Context: At the agro-ecosystem scale, a combination of green manure and chemical nitrogen fertilizer improves crop yield but also exacerbates soil CO2 emissions. However, it is unclear whether reducing nitrogen by reapplying green manure to fields can achieve high crop yields and improve carbon mitigation.
Objective: This study aims to investigate the effects and underlying mechanisms of carbon emissions in maize fields under green manure reapplication combined with a reduction in nitrogen.
Methods: A field experiment comprising five treatments (green manure reapplication combined with traditional nitrogen application (N100), green manure reapplication combined with a reduction in nitrogen of 10% (N90), green manure reapplication combined with a reduction in nitrogen of 20% (N80), green manure reapplication combined with a reduction in nitrogen of 30% (N70), and green manure reapplication combined with a reduction in nitrogen of 40% (N60)) was conducted at an arid oasis region in northwestern China from 2020 to 2022. This study investigated the effects of reducing nitrogen application while reapplying green manure to the field on maize grain yield, soil respiration rate, and carbon emission efficiency (CEE) and analyzed the relationship between soil respiration rate and soil temperature (Ts), soil water content (SWC), and crop biomass accumulation (BA).
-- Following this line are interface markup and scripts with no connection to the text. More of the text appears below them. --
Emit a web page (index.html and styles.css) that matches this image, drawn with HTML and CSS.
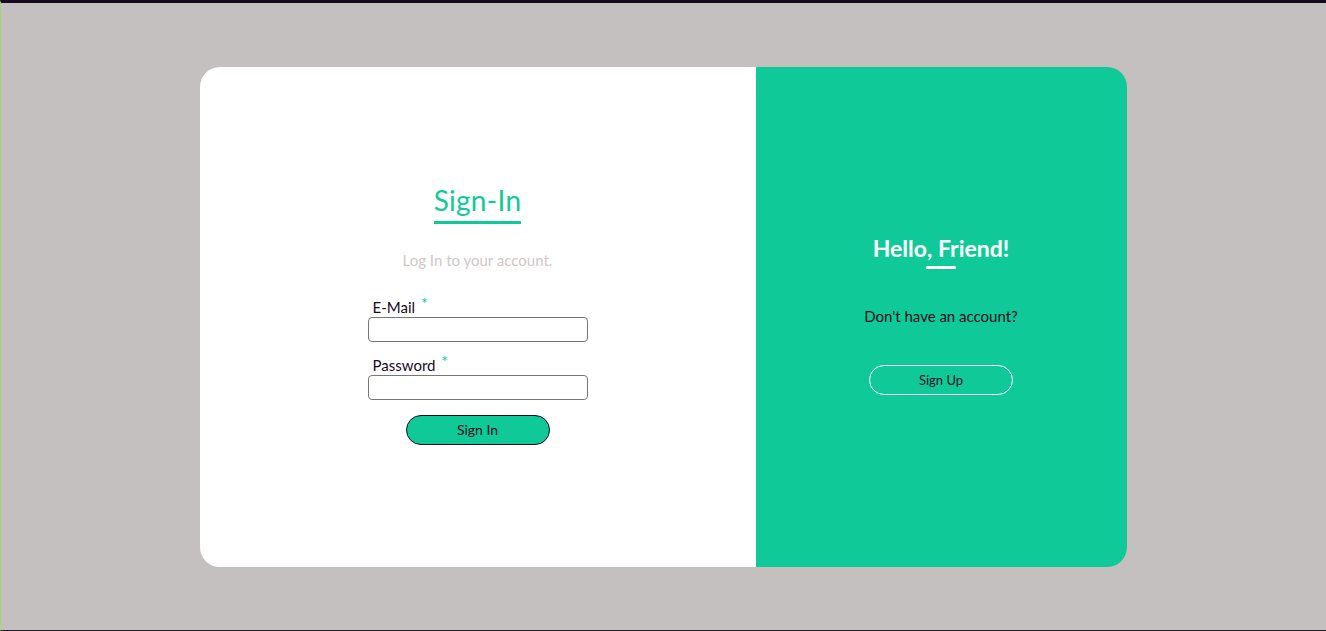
FILE: index.html
```html
<!DOCTYPE html>
<html lang="en">
<head>
<meta charset="utf-8">
<title>Sign In</title>
<link rel="stylesheet" href="styles.css">
</head>
<body>
<div class="page">
  <div class="card">
    <section class="panel-left">
      <h1 class="title">Sign-In</h1>
      <p class="subtitle">Log In to your account.</p>
      <form class="form">
        <label class="field">
          <span class="label">E-Mail <span class="req">*</span></span>
          <input class="input" type="email">
        </label>
        <label class="field">
          <span class="label">Password <span class="req">*</span></span>
          <input class="input" type="password">
        </label>
        <button class="btn-primary" type="button">Sign In</button>
      </form>
    </section>
    <section class="panel-right">
      <h2 class="hello">Hello, Friend!</h2>
      <div class="bar"></div>
      <p class="question">Don't have an account?</p>
      <button class="btn-outline" type="button">Sign Up</button>
    </section>
  </div>
</div>
</body>
</html>
```

FILE: styles.css
```css
* { box-sizing: border-box; }
html, body { margin: 0; padding: 0; height: 100%; }
body {
  font-family: "Lato", "Noto Sans", sans-serif;
  background: #c4c0bf;
}
.page {
  height: 100%;
  border-top: 3px solid #150a1f;
  border-bottom: 1px solid #1e1a22;
  border-left: 1px solid #a4d86a;
  display: flex;
  align-items: center;
  justify-content: center;
  padding-right: 1px;
}
.card {
  width: 927px;
  height: 500px;
  display: flex;
  border-radius: 20px;
  overflow: hidden;
}
.panel-left {
  width: 556px;
  background: #ffffff;
  display: flex;
  flex-direction: column;
  align-items: center;
  justify-content: center;
  padding-bottom: 4px;
}
.title {
  margin: 0;
  font-weight: 400;
  font-size: 28px;
  line-height: 30px;
  color: #0fca98;
  border-bottom: 3px solid #0fca98;
  padding-bottom: 6px;
  letter-spacing: 0.3px;
}
.subtitle {
  margin: 27px 0 0;
  font-size: 15px;
  line-height: 18px;
  color: #cfc8c8;
}
.form {
  margin-top: 29px;
  display: flex;
  flex-direction: column;
  align-items: center;
}
.field {
  display: flex;
  flex-direction: column;
  width: 220px;
  margin-bottom: 14px;
}
.label {
  font-size: 15px;
  line-height: 19px;
  color: #150a1f;
  padding-left: 5px;
}
.req {
  color: #0fca98;
  font-size: 16px;
  line-height: 0;
  margin-left: 2px;
  position: relative;
  top: -4px;
}
.input {
  width: 220px;
  height: 25px;
  border: 1px solid #767676;
  border-radius: 4px;
  background: #fff;
  margin: 0;
  padding: 0 4px;
}
.btn-primary {
  margin-top: 1px;
  width: 144px;
  height: 30px;
  border-radius: 15px;
  border: 1px solid #150a1f;
  background: #0fca98;
  color: #150a1f;
  font-family: inherit;
  font-size: 14px;
  padding: 0;
}
.panel-right {
  flex: 1;
  background: #0fca98;
  display: flex;
  flex-direction: column;
  align-items: center;
  justify-content: center;
  padding-bottom: 4px;
}
.hello {
  margin: 0;
  font-size: 23px;
  line-height: 28px;
  font-weight: 700;
  color: #ffffff;
}
.bar {
  width: 30px;
  height: 3px;
  border-radius: 2px;
  background: #ffffff;
  margin-top: 4px;
}
.question {
  margin: 38px 0 0;
  font-size: 15px;
  line-height: 18px;
  color: #150a1f;
}
.btn-outline {
  margin-top: 40px;
  width: 144px;
  height: 30px;
  border-radius: 15px;
  border: 1px solid #ffffff;
  background: transparent;
  color: #150a1f;
  font-family: inherit;
  font-size: 13px;
  padding: 0;
}
```
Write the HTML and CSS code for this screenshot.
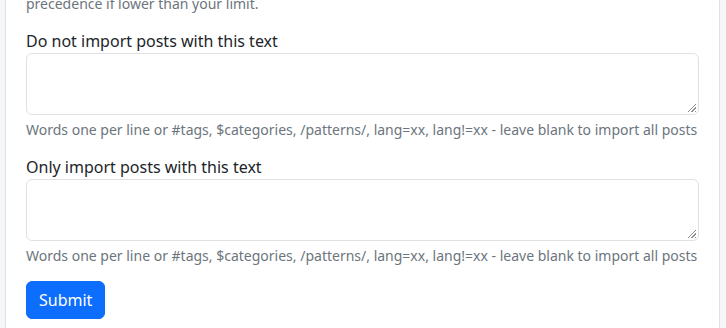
FILE: index.html
```html
<!DOCTYPE html>
<html lang="en">

<head>
    <meta charset="UTF-8" />
    <meta name="viewport" content="width=device-width, initial-scale=1">
    <title>Import settings</title>
    <link rel="stylesheet" href="styles.css">
</head>

<body>
    <div class="page">
        <form class="card">
            <div class="form-group">
                <div class="form-text">precedence if lower than your limit.</div>
            </div>

            <div class="form-group">
                <label class="form-label" for="reject">Do not import posts with this text</label>
                <textarea class="form-control" id="reject" name="reject" rows="2"></textarea>
                <div class="form-text">Words one per line or #tags, $categories, /patterns/, lang=xx, lang!=xx - leave blank to import all posts</div>
            </div>

            <div class="form-group">
                <label class="form-label" for="accept">Only import posts with this text</label>
                <textarea class="form-control" id="accept" name="accept" rows="2"></textarea>
                <div class="form-text">Words one per line or #tags, $categories, /patterns/, lang=xx, lang!=xx - leave blank to import all posts</div>
            </div>

            <button class="btn btn-primary" type="submit">Submit</button>
        </form>
    </div>
</body>

</html>
```

FILE: styles.css
```css
/* base */
html,
body {
    margin: 0;
    padding: 0;
    background: #f5f6f7;
    font-family: "Noto Sans", "Open Sans", sans-serif;
    font-size: 16px;
    line-height: 1.5;
    color: #212529;
}

.page {
    padding: 0 6px 0 5px;
}

/* card scrolled past its top edge */
.card {
    margin-top: -31px;
    padding: 20px 20px 20px 20px;
    background: #fff;
    border: 1px solid #dee2e6;
    border-top: 0;
}

.form-group {
    margin-bottom: 15px;
}

.form-label {
    display: block;
    margin-bottom: 0;
}

.form-control {
    display: block;
    box-sizing: border-box;
    width: 100%;
    padding: 6px 12px;
    font: inherit;
    color: #212529;
    border: 1px solid #dee2e6;
    border-radius: 6px;
    resize: none;
    /* hatched grip in the corner */
    background:
        linear-gradient(to bottom right, #fff 50%, transparent 50%) right 2px bottom 2px / 10px 10px no-repeat,
        repeating-linear-gradient(135deg, #8c8c8c 0 1px, #fff 1px 2.6px) right 2px bottom 2px / 10px 10px no-repeat,
        #fff;
}

.form-text {
    margin-top: 4px;
    font-size: 14px;
    line-height: 21px;
    color: #6c757d;
}

.btn {
    display: inline-block;
    padding: 6px 12px;
    font: inherit;
    border: 1px solid transparent;
    border-radius: 6px;
    cursor: pointer;
}

.btn-primary {
    color: #fff;
    background: #0d6efd;
    border-color: #0d6efd;
}
```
Results: The N80 treatment significantly reduced soil carbon emissions (CE) but did not reduce maize grain yield, and it showed a significant increase in CEE of 7.7% compared with the N100 treatment. In addition, this system can ensure no reduction in net primary production (NPP), net ecosystem production (NEP), and carbon sequestration (CS) potential compared with N100 and significantly improves the NPP/CE value. Soil temperature and crop biomass significantly correlated with soil respiration, which explained 68.4–72.9% and 84.4–88.8% of the seasonal variation of soil respiration, respectively. However, there was no correlation between soil moisture and soil respiration.
Conclusion: Therefore, reducing nitrogen application by 20% while multiple cropping with green manure application after wheat was a suitable nitrogen fertilizer management measure for improving carbon mitigation in arid areas without sacrificing maize yield.
Implications: The results of this study provide valuable insights into long-term agricultural management strategies for achieving high agricultural production and environmental friendliness.